New York Cheesecake With Pretzel-Graham Crust And Salted Caramel Sour Cream

New York Cheesecake With Pretzel-Graham Crust And Salted Caramel Sour Cream

Cheesecake was my favorite cake growing up. My sister, lover of salty things, would eat the crust, and I would eat the filling. My aunt Pam's cheesecake is legendary in our family, and to make Amanda happy she added a one inch crust to hers. That combination of salty, sweet, and decadently creamy is still a must for me, and in a really over the top moment, I decided adding pretzels to the whole thing was a good idea. Well, in practice it turned out to be an excellent idea. Salty, sweet, and creamy indeed.
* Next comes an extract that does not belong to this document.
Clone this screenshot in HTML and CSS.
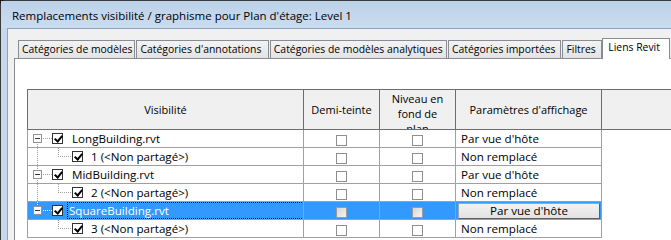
FILE: index.html
```html
<!DOCTYPE html>
<html>
<head>
<meta charset="utf-8">
<link rel="stylesheet" href="styles.css">
</head>
<body>
<div class="window">
  <div class="titlebar"><span class="title">Remplacements visibilité / graphisme pour Plan d'étage: Level 1</span></div>
  <div class="client">
    <div class="tabs">
      <div class="tab t1">Catégories de modèles</div>
      <div class="tab t2">Catégories d'annotations</div>
      <div class="tab t3">Catégories de modèles analytiques</div>
      <div class="tab t4">Catégories importées</div>
      <div class="tab t5">Filtres</div>
      <div class="tab active">Liens Revit</div>
    </div>
    <div class="panel">
      <table class="grid">
        <colgroup>
          <col class="c-vis"><col class="c-half"><col class="c-under"><col class="c-disp"><col class="c-rest">
        </colgroup>
        <thead>
          <tr>
            <th class="h-mid">Visibilité</th>
            <th class="h-mid">Demi-teinte</th>
            <th class="h-top"><div class="clip">Niveau en fond de plan</div></th>
            <th class="h-mid">Paramètres d'affichage</th>
            <th class="h-rest"></th>
          </tr>
        </thead>
        <tbody>
          <tr>
            <td class="vis">
              <div class="node">
                <svg class="lines parent" width="24" height="17" viewBox="0 0 24 17"><rect x="5.5" y="4.5" width="8" height="8" class="exp"/><line x1="7" y1="8.5" x2="12" y2="8.5" class="minus"/><line x1="15" y1="8.5" x2="24" y2="8.5" class="dot"/><line x1="9.5" y1="14" x2="9.5" y2="17" class="dot"/></svg>
                <span class="cb on"></span><span class="label">LongBuilding.rvt</span>
              </div>
            </td>
            <td class="ck"><span class="box"></span></td>
            <td class="ck"><span class="box"></span></td>
            <td class="disp">Par vue d'hôte</td>
            <td class="rest"></td>
          </tr>
          <tr>
            <td class="vis">
              <div class="node">
                <svg class="lines child" width="44" height="17" viewBox="0 0 44 17"><line x1="9.5" y1="0" x2="9.5" y2="17" class="dot"/><line x1="30.5" y1="0" x2="30.5" y2="9" class="dot"/><line x1="32" y1="8.5" x2="44" y2="8.5" class="dot"/></svg>
                <span class="cb on"></span><span class="label child-label">1 (&lt;Non partagé&gt;)</span>
              </div>
            </td>
            <td class="ck"><span class="box"></span></td>
            <td class="ck"><span class="box"></span></td>
            <td class="disp">Non remplacé</td>
            <td class="rest"></td>
          </tr>
          <tr>
            <td class="vis">
              <div class="node">
                <svg class="lines parent" width="24" height="17" viewBox="0 0 24 17"><line x1="9.5" y1="0" x2="9.5" y2="4" class="dot"/><rect x="5.5" y="4.5" width="8" height="8" class="exp"/><line x1="7" y1="8.5" x2="12" y2="8.5" class="minus"/><line x1="15" y1="8.5" x2="24" y2="8.5" class="dot"/><line x1="9.5" y1="14" x2="9.5" y2="17" class="dot"/></svg>
                <span class="cb on"></span><span class="label">MidBuilding.rvt</span>
              </div>
            </td>
            <td class="ck"><span class="box"></span></td>
            <td class="ck"><span class="box"></span></td>
            <td class="disp">Par vue d'hôte</td>
            <td class="rest"></td>
          </tr>
          <tr>
            <td class="vis">
              <div class="node">
                <svg class="lines child" width="44" height="17" viewBox="0 0 44 17"><line x1="9.5" y1="0" x2="9.5" y2="17" class="dot"/><line x1="30.5" y1="0" x2="30.5" y2="9" class="dot"/><line x1="32" y1="8.5" x2="44" y2="8.5" class="dot"/></svg>
                <span class="cb on"></span><span class="label child-label">2 (&lt;Non partagé&gt;)</span>
              </div>
            </td>
            <td class="ck"><span class="box"></span></td>
            <td class="ck"><span class="box"></span></td>
            <td class="disp">Non remplacé</td>
            <td class="rest"></td>
          </tr>
          <tr class="selected">
            <td class="vis">
              <div class="node">
                <svg class="lines parent" width="24" height="17" viewBox="0 0 24 17"><line x1="9.5" y1="0" x2="9.5" y2="4" class="dot sel"/><rect x="5.5" y="4.5" width="8" height="8" class="exp"/><line x1="7" y1="8.5" x2="12" y2="8.5" class="minus"/><line x1="15" y1="8.5" x2="24" y2="8.5" class="dot sel"/></svg>
                <span class="cb on"></span><span class="label focus">SquareBuilding.rvt</span>
              </div>
            </td>
            <td class="ck"><span class="box dis"></span></td>
            <td class="ck"><span class="box dis"></span></td>
            <td class="disp"><div class="btn">Par vue d'hôte</div></td>
            <td class="rest"></td>
          </tr>
          <tr>
            <td class="vis">
              <div class="node">
                <svg class="lines child" width="44" height="17" viewBox="0 0 44 17"><line x1="30.5" y1="0" x2="30.5" y2="9" class="dot"/><line x1="32" y1="8.5" x2="44" y2="8.5" class="dot"/></svg>
                <span class="cb on"></span><span class="label child-label">3 (&lt;Non partagé&gt;)</span>
              </div>
            </td>
            <td class="ck"><span class="box"></span></td>
            <td class="ck"><span class="box"></span></td>
            <td class="disp">Non remplacé</td>
            <td class="rest"></td>
          </tr>
        </tbody>
      </table>
    </div>
  </div>
</div>
</body>
</html>
```
FILE: styles.css
```css
html, body {
  margin: 0;
  padding: 0;
  width: 671px;
  height: 240px;
  overflow: hidden;
  background: #1b1b1b;
  font-family: "Open Sans", "Noto Sans", sans-serif;
  font-size: 11px;
  color: #000;
}

.window {
  height: 240px;
  border-top: 1px solid #3a3a3a;
  border-left: 1px solid #3a3a3a;
  border-top-left-radius: 6px;
  background: #c5d8ec;
  display: flex;
  flex-direction: column;
}

.titlebar {
  height: 27px;
  display: flex;
  align-items: center;
  padding-left: 11px;
  background: linear-gradient(#bcd2ea, #cadcef);
}

.title {
  font-size: 11.5px;
  color: #000;
  padding-top: 2px;
}

.client {
  flex: 1;
  margin-left: 6px;
  border-left: 1px solid #8fa3ba;
  border-top: 1px solid #8fa3ba;
  background: #f0f0f0;
  padding: 8px 0 0 6px;
  display: flex;
  flex-direction: column;
}

.tabs {
  display: flex;
  align-items: flex-end;
  padding-left: 4px;
  height: 21px;
  position: relative;
  z-index: 1;
}

.tab {
  box-sizing: border-box;
  height: 18px;
  padding: 0 0 0 3px;
  margin-right: 1px;
  border: 1px solid #898c95;
  border-bottom: none;
  background: linear-gradient(#f3f3f3, #e3e3e3);
  font-size: 10.4px;
  line-height: 16px;
  white-space: nowrap;
  overflow: hidden;
}

.t1 { width: 118px; }
.t2 { width: 133px; }
.t3 { width: 178px; }
.t4 { width: 114px; }
.t5 { width: 40px; }

.tab.active {
  width: 68px;
  height: 21px;
  background: #fff;
  margin-left: -1px;
  margin-bottom: -1px;
  padding: 0 0 0 5px;
  line-height: 17px;
}

.panel {
  flex: 1;
  background: #fff;
  border-left: 1px solid #898c95;
  border-top: 1px solid #898c95;
  padding: 30px 0 0 12px;
}

.grid {
  border-collapse: collapse;
  table-layout: fixed;
  width: 644px;
}

.c-vis { width: 276px; }
.c-half { width: 76px; }
.c-under { width: 76px; }
.c-disp { width: 146px; }
.c-rest { width: 70px; }

.grid th {
  height: 39px;
  padding: 0;
  font-weight: normal;
  background: #f0f0f0;
  border: 1px solid #6d6d6d;
  text-align: center;
  vertical-align: middle;
}

.grid th.h-top {
  vertical-align: top;
}

.grid th .clip {
  height: 39px;
  overflow: hidden;
  line-height: 15px;
  padding: 1px 8px 0;
  box-sizing: border-box;
}

.grid th.h-rest {
  border-right: none;
}

.grid td {
  height: 17px;
  padding: 0;
  border: 1px solid #a0a0a0;
  border-top: none;
  white-space: nowrap;
  overflow: hidden;
}

.grid td.rest {
  border: none;
}

.node {
  display: flex;
  align-items: center;
  height: 17px;
}

.lines {
  display: block;
  flex: none;
}

.exp {
  fill: #fbfbfb;
  stroke: #919191;
  stroke-width: 1;
}

.minus {
  stroke: #3a3a3a;
  stroke-width: 1;
}

.dot {
  stroke: #a0a0a0;
  stroke-width: 1;
  stroke-dasharray: 1 1;
  shape-rendering: crispEdges;
}

.dot.sel {
  stroke: #fff;
}

.cb {
  width: 11px;
  height: 11px;
  box-sizing: border-box;
  border: 1px solid #333;
  background: #fff;
  flex: none;
  position: relative;
}

.cb.on::after {
  content: "";
  position: absolute;
  left: 3px;
  top: 0px;
  width: 3px;
  height: 6px;
  border-right: 2px solid #000;
  border-bottom: 2px solid #000;
  transform: rotate(40deg);
}

.label {
  margin-left: 9px;
  font-size: 11.6px;
  line-height: 15px;
}

.child-label {
  margin-left: 8px;
}

.ck {
  text-align: center;
}

.box {
  display: inline-block;
  vertical-align: middle;
  width: 11px;
  height: 11px;
  box-sizing: border-box;
  border: 1px solid #8e8e8e;
  background: #fff;
}

.box.dis {
  border-color: #9a9a9a;
  background: linear-gradient(135deg, #d6d6d6, #f4f4f4);
}

.disp {
  padding-left: 5px !important;
  font-size: 11.6px;
}

.selected td:not(.rest) {
  background: #3399ff;
  color: #fff;
}

.focus {
  outline: 1px dotted #000;
  padding: 0 1px;
  margin-left: 5px;
  flex: 1;
}

.btn {
  height: 14px;
  margin: 0 1px 0 -3px;
  background: linear-gradient(#f2f2f2, #e2e2e2);
  border: 1px solid #a6a6a6;
  border-right-color: #5e5e5e;
  border-bottom-color: #5e5e5e;
  color: #000;
  text-align: center;
  line-height: 14px;
}
```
This recipe is almost silly it's so delicious.

Crust

  • 1 cup graham cracker crumbs
  • 1 cup pretzel crumbs
  • 1/2 cup sugar
  • 6 oz soft butter
  1. To make crumbs, just pulse some pretzels in the food processor until fine.
  2. Remove, and pulse the graham crackers.
  3. Combine crumbs, 1/2 cup sugar, and butter in the food processor until one event texture; press on bottom and sides to 8-inch spring form pan.

    Filling

    • 11/2 lb soft cream cheese
    • 3/4 cup sugar
    • 5 eggs
    • 11/2 cup heavy cream
    • 1 tsp vanilla
    1. In a standing mixer with paddle attachment, whip cheese until fluffy; beat in sugar; continue beating until light and fluffy.
    2. Add eggs, one at a time, beating well after each addition. Stir in heavy cream. If at all lumpy, strain through sieve.
    3. Pour into the pan. bake at 325F for 1 hour. Turn the oven off and leave the cheesecake in the oven 1 hour.
    4. Remove from oven and let it cool gradually to room temperature, chill in the fridge for at least 4 hours.

      Topping

      • 3/4 cup sour cream
      • 1/2 cup salted caramel sauce
      1. When ready to serve, combine salted caramel sauce and sour cream, and spread on top of cheesecake.
      2. Garnish with pretzels.

        Caramel Sauce

        • 1 cup white sugar
        • 4 oz unsalted butter
        • 3/4 cup heavy cream
        • 1 tsp vanilla extract
        • 1/2 tsp salt
        1. For the caramel sauce, heat the sugar in a saucepan over medium heat, until the sugar turns golden.
        2. Stir until all of the sugar is dissolved and just starting to turn a lovely amber color. Turn heat to low, add the butter, and stir to combine. Careful, it'll foam up.
        3. Then add the heavy cream, vanilla extract, and salt stirring to combine. You'll cook the sauce for about 5-10 minutes, until it comes together. It’ll take quite a bit of stirring!
        4. Pour the caramel into a glass jar, let it come to room temperature, and store in the fridge for up to two weeks. Pour over everything and anything!